Tale tesi, secondo la quale si tratterebbe di annotazione non solo non più obbligatoria, ma non consentita, si basa su una interpretazione del divieto di cui all'articolo 59 della Legge Notarile a parere della maggioranza dei commentatori della legge notarile non condivisibile. 

 

Si è in particolare osservato (Lasagna, Il Notaro e le sue funzioni, Genova, 1974, Vol. III, p. 1174) che "Onde non cadere in interpretazioni assurde dell'accennata disposizione, è d'uopo - ante omnia - determinare quale sia il significato tecnico del termine "annotazioni", nella medesima usato. La  ratio della norma è quella di impedire che, in assenza delle parti e quando ormai l'atto è pienamente compiuto e, quindi intangibile, il Notaro possa aggiungere, al medesimo, qualche disposizione non voluta delle parti o possa modificarlo, in qualche punto. Pertanto, per "annotazione", non si deve e non si può, correttamente, intendere ogni materiale apposizione di una qualsiasi indicazione, richiamo o segno grafico sull'atto, in calce o a margine, ma bensì esclusivamente, quelle note fatte dal Notaro, posteriormente alla formazione dell'atto, volte a modificare il contenuto del medesimo od a togliergli ogni valore o ad integrarlo e che, con l'atto stesso, abbiano uno stretto legame.
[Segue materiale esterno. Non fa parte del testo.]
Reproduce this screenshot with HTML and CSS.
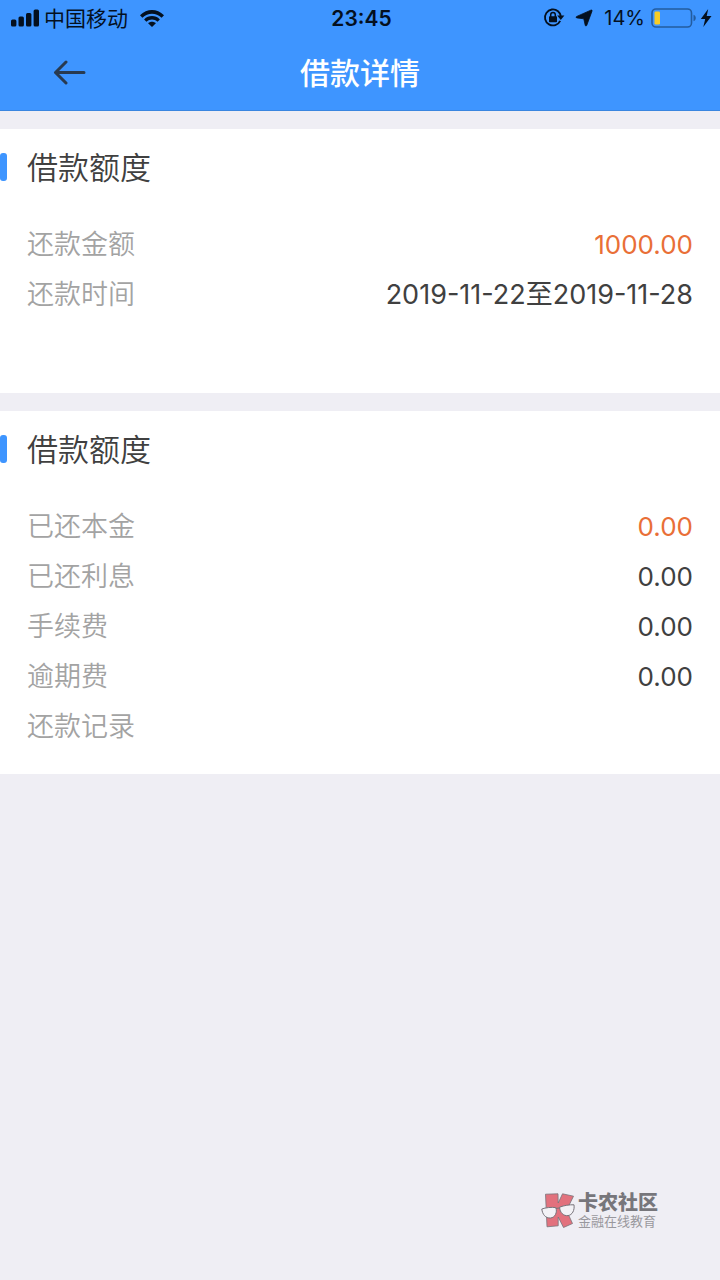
FILE: index.html
```
<!DOCTYPE html>
<html lang="zh-CN">
<head>
    <meta charset="UTF-8">
    <meta name="viewport" content="width=device-width, initial-scale=1.0">
    <title>借款详情</title>
    <link rel="stylesheet" href="styles.css">
</head>
<body>
    <header class="header">
        <div class="status-bar">
            <div class="status-left">
                <svg class="signal" width="28" height="18" viewBox="0 0 28 18">
                    <rect x="0" y="10.5" width="5.4" height="7" rx="1.5"/>
                    <rect x="7.5" y="7.5" width="5.4" height="10" rx="1.5"/>
                    <rect x="15" y="4" width="5.4" height="13.5" rx="1.5"/>
                    <rect x="22.6" y=".5" width="5.4" height="17" rx="1.5"/>
                </svg>
                <span class="carrier">中国移动</span>
                <svg class="wifi" width="26" height="18" viewBox="0 0 26 18">
                    <path d="M1 6.2C8 -.8 18 -.8 25 6.2L22.6 8.7C17 3.3 9 3.3 3.4 8.7Z"/>
                    <path d="M5.1 10.4C9.6 6 16.4 6 20.9 10.4L18.5 12.8C15.3 9.8 10.7 9.8 7.5 12.8Z"/>
                    <path d="M9.1 14.3C11.3 12.3 14.7 12.3 16.9 14.3L13 18Z"/>
                </svg>
            </div>
            <span class="clock">23:45</span>
            <div class="status-right">
                <svg width="22" height="20" viewBox="0 0 22 20">
                    <path d="M15 3.2A8 8 0 1 0 17.2 12.8M15 3.2A8 8 0 0 1 17.8 8" fill="none" stroke="#04101f" stroke-width="1.8"/>
                    <path d="M14.2 7.6H21.4L17.8 12Z"/>
                    <rect x="6" y="8.2" width="8" height="6" rx=".8"/>
                    <path d="M7.7 9V6.8a2.3 2.3 0 0 1 4.6 0V9" fill="none" stroke="#04101f" stroke-width="1.5"/>
                </svg>
                <svg class="location" width="18" height="18" viewBox="0 0 18 18">
                    <path d="M15.8 1.2C17 .8 17.4 1.3 16.9 2.4L11.8 16.2C11.4 17.3 10.4 17.2 10.2 16.2L8.8 9.8L2 8.9C.8 8.7 .8 7.8 1.8 7.4Z" stroke="#04101f" stroke-width=".8"/>
                </svg>
                <span class="percent">14%</span>
                <svg class="battery" width="46" height="20" viewBox="0 0 46 20">
                    <rect x="1" y="1" width="39.5" height="18" rx="4" fill="none" stroke="#235c9f" stroke-width="1.6"/>
                    <rect x="3.5" y="3.5" width="5.5" height="13" rx="1.3" fill="#f7cc24"/>
                    <path d="M42.5 6.8C45.5 7.6 45.5 12.4 42.5 13.2Z" fill="#235c9f"/>
                </svg>
                <svg class="bolt" width="12" height="18" viewBox="0 0 12 18">
                    <path d="M8.2 0L.8 10H5.2L3.3 18L11.5 7H6.7Z"/>
                </svg>
            </div>
        </div>
        <div class="nav">
            <button type="button" class="back" aria-label="返回">
                <svg width="34" height="26" viewBox="0 0 34 26">
                    <path d="M32 12.5H3.5M14 2L3.5 12.5L14 23" fill="none" stroke="#283a50" stroke-width="3" stroke-linecap="round" stroke-linejoin="round"/>
                </svg>
            </button>
            <h1>借款详情</h1>
        </div>
    </header>

    <main>
        <section class="card card-amount">
            <h2>借款额度</h2>
            <dl>
                <div class="row"><dt>还款金额</dt><dd class="amount orange">1000.00</dd></div>
                <div class="row"><dt>还款时间</dt><dd>2019-11-22至2019-11-28</dd></div>
            </dl>
        </section>

        <section class="card">
            <h2>借款额度</h2>
            <dl>
                <div class="row"><dt>已还本金</dt><dd class="amount orange">0.00</dd></div>
                <div class="row"><dt>已还利息</dt><dd class="amount">0.00</dd></div>
                <div class="row"><dt>手续费</dt><dd class="amount">0.00</dd></div>
                <div class="row"><dt>逾期费</dt><dd class="amount">0.00</dd></div>
                <div class="row"><dt>还款记录</dt><dd></dd></div>
            </dl>
        </section>
    </main>

    <div class="watermark">
        <svg width="35" height="37" viewBox="0 0 35 37">
            <path d="M4.5 2.2L17 1.8L17.2 11L21.5 1.8L32.5 4.2L25.5 18.5L31.5 31.5L22.5 35.5L17.2 25V33.8L6 34.8Z" fill="#e2717d" stroke="#77737a" stroke-width=".8" stroke-linejoin="round"/>
            <g fill="#f3f2f6" stroke="#77737a" stroke-linejoin="round">
                <path d="M.8 17C4.5 15.6 10.5 15 14.8 15.6C16.6 20.4 14 25.6 9.5 26C4.6 26.4 1.4 22.4 .8 17Z"/>
                <path d="M18.6 15.2C23 13.4 28.6 12.6 33 12.8C33.8 18.4 31.2 23 27 23.6C22.6 24.2 18.8 20.6 18.6 15.2Z"/>
                <path d="M14.8 16.4L18.6 16" fill="none"/>
            </g>
        </svg>
        <div class="watermark-text">
            <strong>卡农社区</strong>
            <span>金融在线教育</span>
        </div>
    </div>
</body>
</html>
```

FILE: styles.css
```
* {
    margin: 0;
    padding: 0;
    box-sizing: border-box;
}

body {
    font-family: Inter, "Noto Sans CJK SC", sans-serif;
    background-color: #efeef4;
    color: #404040;
    min-height: 100vh;
    display: flex;
    flex-direction: column;
}

/* Cabecera */
.header {
    background-color: #3e95ff;
    border-bottom: 1px solid #3a86e0;
}

.status-bar {
    display: grid;
    grid-template-columns: 1fr auto 1fr;
    align-items: center;
    height: 36px;
    padding: 0 8px 0 11px;
    font-size: 20px;
    line-height: 25px;
    color: #04101f;
    fill: #04101f;
}

.status-left,
.status-right {
    display: flex;
    align-items: center;
}

.status-right {
    justify-content: flex-end;
}

.carrier {
    font-size: 21px;
    margin: 0 11px 0 5px;
}

.clock {
    font-size: 21px;
    font-weight: 600;
}

.location {
    margin: 0 11px 0 10px;
}

.battery {
    margin: 0 3px 0 6px;
}

.nav {
    display: grid;
    grid-template-columns: 1fr auto 1fr;
    align-items: center;
    height: 74px;
    padding: 0 52px;
}

.back {
    justify-self: start;
    display: flex;
    background: none;
    border: none;
    cursor: pointer;
}

h1 {
    font-size: 30px;
    font-weight: 500;
    line-height: 40px;
    color: #fff;
}

/* Tarjetas */
.card {
    margin-top: 18px;
    padding-bottom: 22px;
    background-color: #fff;
}

.card-amount {
    padding-bottom: 73px;
}

h2 {
    display: flex;
    align-items: center;
    gap: 20px;
    height: 76px;
    margin-bottom: 15px;
    font-size: 31px;
    font-weight: 350;
    line-height: 41px;
}

h2::before {
    content: "";
    width: 7px;
    height: 28px;
    border-radius: 3px;
    background-color: #3e95ff;
}

.row {
    display: flex;
    justify-content: space-between;
    align-items: center;
    height: 50px;
    padding: 0 27px;
    font-size: 27px;
    line-height: 40px;
}

dt {
    font-weight: 350;
    color: #a3a3a3;
}

.amount {
    font-size: 26px;
}

.orange {
    color: #e96f37;
}

/* Marca de agua */
.watermark {
    display: flex;
    align-items: center;
    gap: 2px;
    margin: auto 62px 51px auto;
    color: #77767b;
}

.watermark-text {
    display: flex;
    flex-direction: column;
}

.watermark strong {
    font-size: 20px;
    font-weight: 900;
    line-height: 21px;
}

.watermark span {
    font-size: 13px;
    line-height: 14px;
    color: #99989d;
}
```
Solamente, quindi, negli anzidetti limiti, si potrà parlare di un divieto di fare annotazioni sugli originali degli atti notarili: pertanto non si potrebbe ravvisare violazione dell'art. 59 L.N., qualora il Notaro apponesse, su di un originale, un timbro riproducente le sue generalità e la residenza, o, tanto meno, il numero del repertorio.".

 

A parte le surriportate considerazioni di carattere generale, si osserva come gran parte della dottrina abbia ritenuto che l'annotazione relativa al rilascio della copia in forma esecutiva, da taluno classificata - pur nel silenzio della legge in merito - tra quelle  obbligatorie (cfr. Falzone Carusi, Dizionario del Notariato, Roma , 1954, pag. 241;  Lenzi, Il Notaio e l'Atto Notarile, Pisa, 1950, pag. 235; Ripa, Diritto e pratica notarile, Roma, 1972, pag. 161; Lovato Avanzini, Formulario degli Atti Notarili, UTET, 1969, pag. 27),  sia comunque facoltativa e sicuramente non vietata (Cfr. Lasagna, op. cit., 1176;  Falzone, Manuale pratico del notaio, Roma, 1968, pag. 84).

 

 Concludendo queste note sul rilascio di copie in forma esecutiva di atti notarili per i quali possa essere discutibile se siano annoverabili tra i titoli esecutivi , è vero che la spedizione in forma esecutiva di un titolo non esecutivo non è sanzionato dal legislatore, però è anche vero che ciò può dar luogo a responsabilità civile del notaio verso le parti.

 

Sarebbe perciò a mio parere opportuno uno studio approfondito sui titoli esecutivi notarili, non limitato alla sola fattispecie dell'apertura di credito (che tra l'altro, nella prassi è ormai assurta alla  funzione di mezzo di "finanziamento", con utilizzo non meramente eventuale, ma "normale" del capitale reso disponibile), che prenda in considerazione tutta la varietà di contratti ed atti che predisponiamo sulle indicazioni delle Banche ed Istituti di credito.